▶ [PROBLEM DESCRIPTION]:
Below is a listing; write it out exactly and drop any images from it.

▶ [PROVIDED MATERIAL]:
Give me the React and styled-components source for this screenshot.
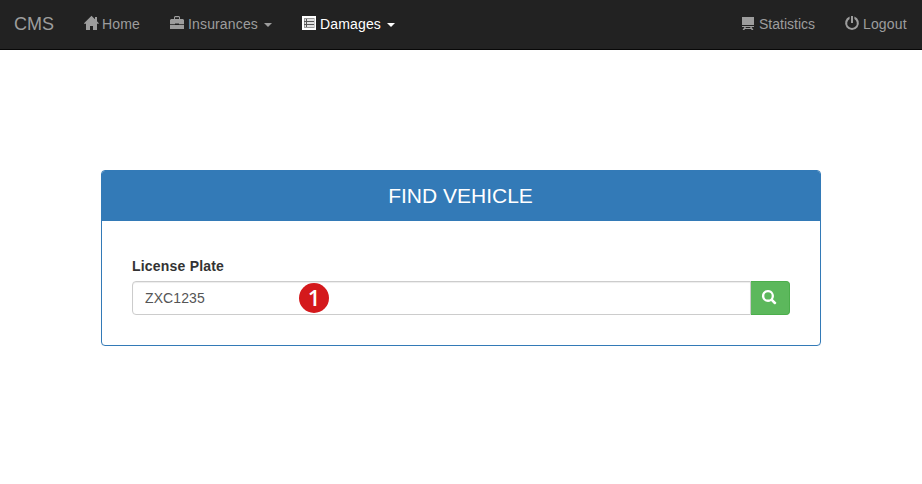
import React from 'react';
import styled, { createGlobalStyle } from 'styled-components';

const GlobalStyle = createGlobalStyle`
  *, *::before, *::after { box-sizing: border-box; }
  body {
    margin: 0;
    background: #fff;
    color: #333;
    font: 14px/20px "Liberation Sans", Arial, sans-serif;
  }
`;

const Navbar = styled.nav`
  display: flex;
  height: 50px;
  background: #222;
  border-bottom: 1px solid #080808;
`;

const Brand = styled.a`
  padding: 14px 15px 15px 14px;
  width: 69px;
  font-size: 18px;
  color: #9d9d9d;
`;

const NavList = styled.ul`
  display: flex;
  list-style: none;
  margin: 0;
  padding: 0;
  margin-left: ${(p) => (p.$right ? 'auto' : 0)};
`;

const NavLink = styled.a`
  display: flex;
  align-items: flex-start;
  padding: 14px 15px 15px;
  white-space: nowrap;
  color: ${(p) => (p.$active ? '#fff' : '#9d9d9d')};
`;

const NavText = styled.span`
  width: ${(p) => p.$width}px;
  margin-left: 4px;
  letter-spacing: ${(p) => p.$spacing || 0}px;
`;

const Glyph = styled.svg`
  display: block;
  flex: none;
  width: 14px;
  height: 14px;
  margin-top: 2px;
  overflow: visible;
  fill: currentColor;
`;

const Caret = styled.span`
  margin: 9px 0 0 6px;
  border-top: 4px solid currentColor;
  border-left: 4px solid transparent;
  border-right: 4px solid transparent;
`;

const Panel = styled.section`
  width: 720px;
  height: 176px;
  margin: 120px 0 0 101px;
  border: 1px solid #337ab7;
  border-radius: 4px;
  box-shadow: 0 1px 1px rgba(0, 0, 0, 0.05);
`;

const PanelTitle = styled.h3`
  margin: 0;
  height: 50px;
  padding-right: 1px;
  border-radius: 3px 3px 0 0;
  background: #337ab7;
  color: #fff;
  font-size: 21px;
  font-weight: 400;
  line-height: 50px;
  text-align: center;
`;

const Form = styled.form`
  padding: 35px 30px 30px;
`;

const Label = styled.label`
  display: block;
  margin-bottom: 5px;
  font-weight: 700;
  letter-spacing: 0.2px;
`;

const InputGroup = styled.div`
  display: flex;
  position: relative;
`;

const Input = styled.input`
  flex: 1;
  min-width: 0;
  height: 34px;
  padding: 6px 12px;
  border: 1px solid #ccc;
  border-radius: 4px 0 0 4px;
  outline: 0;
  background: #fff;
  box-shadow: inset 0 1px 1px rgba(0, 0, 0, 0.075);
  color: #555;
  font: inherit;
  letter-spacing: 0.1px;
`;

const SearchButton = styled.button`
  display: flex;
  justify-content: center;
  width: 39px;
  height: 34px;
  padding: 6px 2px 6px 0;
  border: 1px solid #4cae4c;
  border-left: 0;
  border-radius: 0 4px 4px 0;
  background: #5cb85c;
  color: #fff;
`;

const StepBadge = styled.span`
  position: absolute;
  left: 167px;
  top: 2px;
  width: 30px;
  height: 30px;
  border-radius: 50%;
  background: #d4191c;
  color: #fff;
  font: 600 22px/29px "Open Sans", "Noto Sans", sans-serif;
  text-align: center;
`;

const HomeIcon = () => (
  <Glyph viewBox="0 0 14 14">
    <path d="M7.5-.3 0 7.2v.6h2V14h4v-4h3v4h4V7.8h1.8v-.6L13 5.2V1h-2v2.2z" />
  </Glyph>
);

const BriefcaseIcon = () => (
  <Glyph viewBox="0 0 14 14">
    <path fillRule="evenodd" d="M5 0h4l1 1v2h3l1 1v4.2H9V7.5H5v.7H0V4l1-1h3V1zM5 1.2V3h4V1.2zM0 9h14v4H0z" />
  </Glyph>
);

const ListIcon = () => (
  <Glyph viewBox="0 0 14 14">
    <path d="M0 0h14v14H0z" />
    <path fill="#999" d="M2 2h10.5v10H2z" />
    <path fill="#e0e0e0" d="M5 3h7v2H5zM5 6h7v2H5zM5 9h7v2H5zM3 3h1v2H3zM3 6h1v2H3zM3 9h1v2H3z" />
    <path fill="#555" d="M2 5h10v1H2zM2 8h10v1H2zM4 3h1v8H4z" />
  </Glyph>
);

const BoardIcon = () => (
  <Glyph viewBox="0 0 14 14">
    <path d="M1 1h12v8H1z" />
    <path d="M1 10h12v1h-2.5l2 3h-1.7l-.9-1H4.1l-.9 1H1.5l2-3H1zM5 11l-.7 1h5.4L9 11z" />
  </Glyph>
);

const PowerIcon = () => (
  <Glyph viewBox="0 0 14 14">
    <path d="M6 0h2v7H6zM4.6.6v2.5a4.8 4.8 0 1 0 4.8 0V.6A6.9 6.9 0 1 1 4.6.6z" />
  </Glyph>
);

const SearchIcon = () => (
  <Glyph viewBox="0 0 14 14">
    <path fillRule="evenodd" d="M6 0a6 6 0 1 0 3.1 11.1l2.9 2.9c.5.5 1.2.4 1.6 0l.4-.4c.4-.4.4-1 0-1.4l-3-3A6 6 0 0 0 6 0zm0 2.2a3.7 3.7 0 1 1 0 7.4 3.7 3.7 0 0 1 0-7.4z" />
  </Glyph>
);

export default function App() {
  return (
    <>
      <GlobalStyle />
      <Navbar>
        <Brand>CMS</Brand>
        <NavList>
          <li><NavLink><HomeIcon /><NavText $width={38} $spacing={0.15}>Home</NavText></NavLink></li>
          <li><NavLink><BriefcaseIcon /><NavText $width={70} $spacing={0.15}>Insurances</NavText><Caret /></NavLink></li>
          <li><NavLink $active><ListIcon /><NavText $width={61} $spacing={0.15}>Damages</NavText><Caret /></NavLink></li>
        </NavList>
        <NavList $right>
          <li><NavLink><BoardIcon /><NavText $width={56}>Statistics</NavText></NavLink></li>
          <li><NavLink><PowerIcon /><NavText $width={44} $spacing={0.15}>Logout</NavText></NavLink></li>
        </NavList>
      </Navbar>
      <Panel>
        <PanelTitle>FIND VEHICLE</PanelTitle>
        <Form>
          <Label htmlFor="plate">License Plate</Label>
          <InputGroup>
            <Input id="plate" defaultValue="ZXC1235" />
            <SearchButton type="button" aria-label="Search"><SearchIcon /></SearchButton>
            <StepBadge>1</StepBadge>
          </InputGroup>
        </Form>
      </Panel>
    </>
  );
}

▶ [SOLUTION]:
Give me the React and styled-components source for this screenshot.
import React from 'react';
import styled, { createGlobalStyle } from 'styled-components';

const GlobalStyle = createGlobalStyle`
  *, *::before, *::after { box-sizing: border-box; }
  body {
    margin: 0;
    background: #fff;
    color: #333;
    font: 14px/20px "Liberation Sans", Arial, sans-serif;
  }
`;

const Navbar = styled.nav`
  display: flex;
  height: 50px;
  background: #222;
  border-bottom: 1px solid #080808;
`;

const Brand = styled.a`
  padding: 14px 15px 15px 14px;
  width: 69px;
  font-size: 18px;
  color: #9d9d9d;
`;

const NavList = styled.ul`
  display: flex;
  list-style: none;
  margin: 0;
  padding: 0;
  margin-left: ${(p) => (p.$right ? 'auto' : 0)};
`;

const NavLink = styled.a`
  display: flex;
  align-items: flex-start;
  padding: 14px 15px 15px;
  white-space: nowrap;
  color: ${(p) => (p.$active ? '#fff' : '#9d9d9d')};
`;

const NavText = styled.span`
  width: ${(p) => p.$width}px;
  margin-left: 4px;
  letter-spacing: ${(p) => p.$spacing || 0}px;
`;

const Glyph = styled.svg`
  display: block;
  flex: none;
  width: 14px;
  height: 14px;
  margin-top: 2px;
  overflow: visible;
  fill: currentColor;
`;

const Caret = styled.span`
  margin: 9px 0 0 6px;
  border-top: 4px solid currentColor;
  border-left: 4px solid transparent;
  border-right: 4px solid transparent;
`;

const Panel = styled.section`
  width: 720px;
  height: 176px;
  margin: 120px 0 0 101px;
  border: 1px solid #337ab7;
  border-radius: 4px;
  box-shadow: 0 1px 1px rgba(0, 0, 0, 0.05);
`;

const PanelTitle = styled.h3`
  margin: 0;
  height: 50px;
  padding-right: 1px;
  border-radius: 3px 3px 0 0;
  background: #337ab7;
  color: #fff;
  font-size: 21px;
  font-weight: 400;
  line-height: 50px;
  text-align: center;
`;

const Form = styled.form`
  padding: 35px 30px 30px;
`;

const Label = styled.label`
  display: block;
  margin-bottom: 5px;
  font-weight: 700;
  letter-spacing: 0.2px;
`;

const InputGroup = styled.div`
  display: flex;
  position: relative;
`;

const Input = styled.input`
  flex: 1;
  min-width: 0;
  height: 34px;
  padding: 6px 12px;
  border: 1px solid #ccc;
  border-radius: 4px 0 0 4px;
  outline: 0;
  background: #fff;
  box-shadow: inset 0 1px 1px rgba(0, 0, 0, 0.075);
  color: #555;
  font: inherit;
  letter-spacing: 0.1px;
`;

const SearchButton = styled.button`
  display: flex;
  justify-content: center;
  width: 39px;
  height: 34px;
  padding: 6px 2px 6px 0;
  border: 1px solid #4cae4c;
  border-left: 0;
  border-radius: 0 4px 4px 0;
  background: #5cb85c;
  color: #fff;
`;

const StepBadge = styled.span`
  position: absolute;
  left: 167px;
  top: 2px;
  width: 30px;
  height: 30px;
  border-radius: 50%;
  background: #d4191c;
  color: #fff;
  font: 600 22px/29px "Open Sans", "Noto Sans", sans-serif;
  text-align: center;
`;

const HomeIcon = () => (
  <Glyph viewBox="0 0 14 14">
    <path d="M7.5-.3 0 7.2v.6h2V14h4v-4h3v4h4V7.8h1.8v-.6L13 5.2V1h-2v2.2z" />
  </Glyph>
);

const BriefcaseIcon = () => (
  <Glyph viewBox="0 0 14 14">
    <path fillRule="evenodd" d="M5 0h4l1 1v2h3l1 1v4.2H9V7.5H5v.7H0V4l1-1h3V1zM5 1.2V3h4V1.2zM0 9h14v4H0z" />
  </Glyph>
);

const ListIcon = () => (
  <Glyph viewBox="0 0 14 14">
    <path d="M0 0h14v14H0z" />
    <path fill="#999" d="M2 2h10.5v10H2z" />
    <path fill="#e0e0e0" d="M5 3h7v2H5zM5 6h7v2H5zM5 9h7v2H5zM3 3h1v2H3zM3 6h1v2H3zM3 9h1v2H3z" />
    <path fill="#555" d="M2 5h10v1H2zM2 8h10v1H2zM4 3h1v8H4z" />
  </Glyph>
);

const BoardIcon = () => (
  <Glyph viewBox="0 0 14 14">
    <path d="M1 1h12v8H1z" />
    <path d="M1 10h12v1h-2.5l2 3h-1.7l-.9-1H4.1l-.9 1H1.5l2-3H1zM5 11l-.7 1h5.4L9 11z" />
  </Glyph>
);

const PowerIcon = () => (
  <Glyph viewBox="0 0 14 14">
    <path d="M6 0h2v7H6zM4.6.6v2.5a4.8 4.8 0 1 0 4.8 0V.6A6.9 6.9 0 1 1 4.6.6z" />
  </Glyph>
);

const SearchIcon = () => (
  <Glyph viewBox="0 0 14 14">
    <path fillRule="evenodd" d="M6 0a6 6 0 1 0 3.1 11.1l2.9 2.9c.5.5 1.2.4 1.6 0l.4-.4c.4-.4.4-1 0-1.4l-3-3A6 6 0 0 0 6 0zm0 2.2a3.7 3.7 0 1 1 0 7.4 3.7 3.7 0 0 1 0-7.4z" />
  </Glyph>
);

export default function App() {
  return (
    <>
      <GlobalStyle />
      <Navbar>
        <Brand>CMS</Brand>
        <NavList>
          <li><NavLink><HomeIcon /><NavText $width={38} $spacing={0.15}>Home</NavText></NavLink></li>
          <li><NavLink><BriefcaseIcon /><NavText $width={70} $spacing={0.15}>Insurances</NavText><Caret /></NavLink></li>
          <li><NavLink $active><ListIcon /><NavText $width={61} $spacing={0.15}>Damages</NavText><Caret /></NavLink></li>
        </NavList>
        <NavList $right>
          <li><NavLink><BoardIcon /><NavText $width={56}>Statistics</NavText></NavLink></li>
          <li><NavLink><PowerIcon /><NavText $width={44} $spacing={0.15}>Logout</NavText></NavLink></li>
        </NavList>
      </Navbar>
      <Panel>
        <PanelTitle>FIND VEHICLE</PanelTitle>
        <Form>
          <Label htmlFor="plate">License Plate</Label>
          <InputGroup>
            <Input id="plate" defaultValue="ZXC1235" />
            <SearchButton type="button" aria-label="Search"><SearchIcon /></SearchButton>
            <StepBadge>1</StepBadge>
          </InputGroup>
        </Form>
      </Panel>
    </>
  );
}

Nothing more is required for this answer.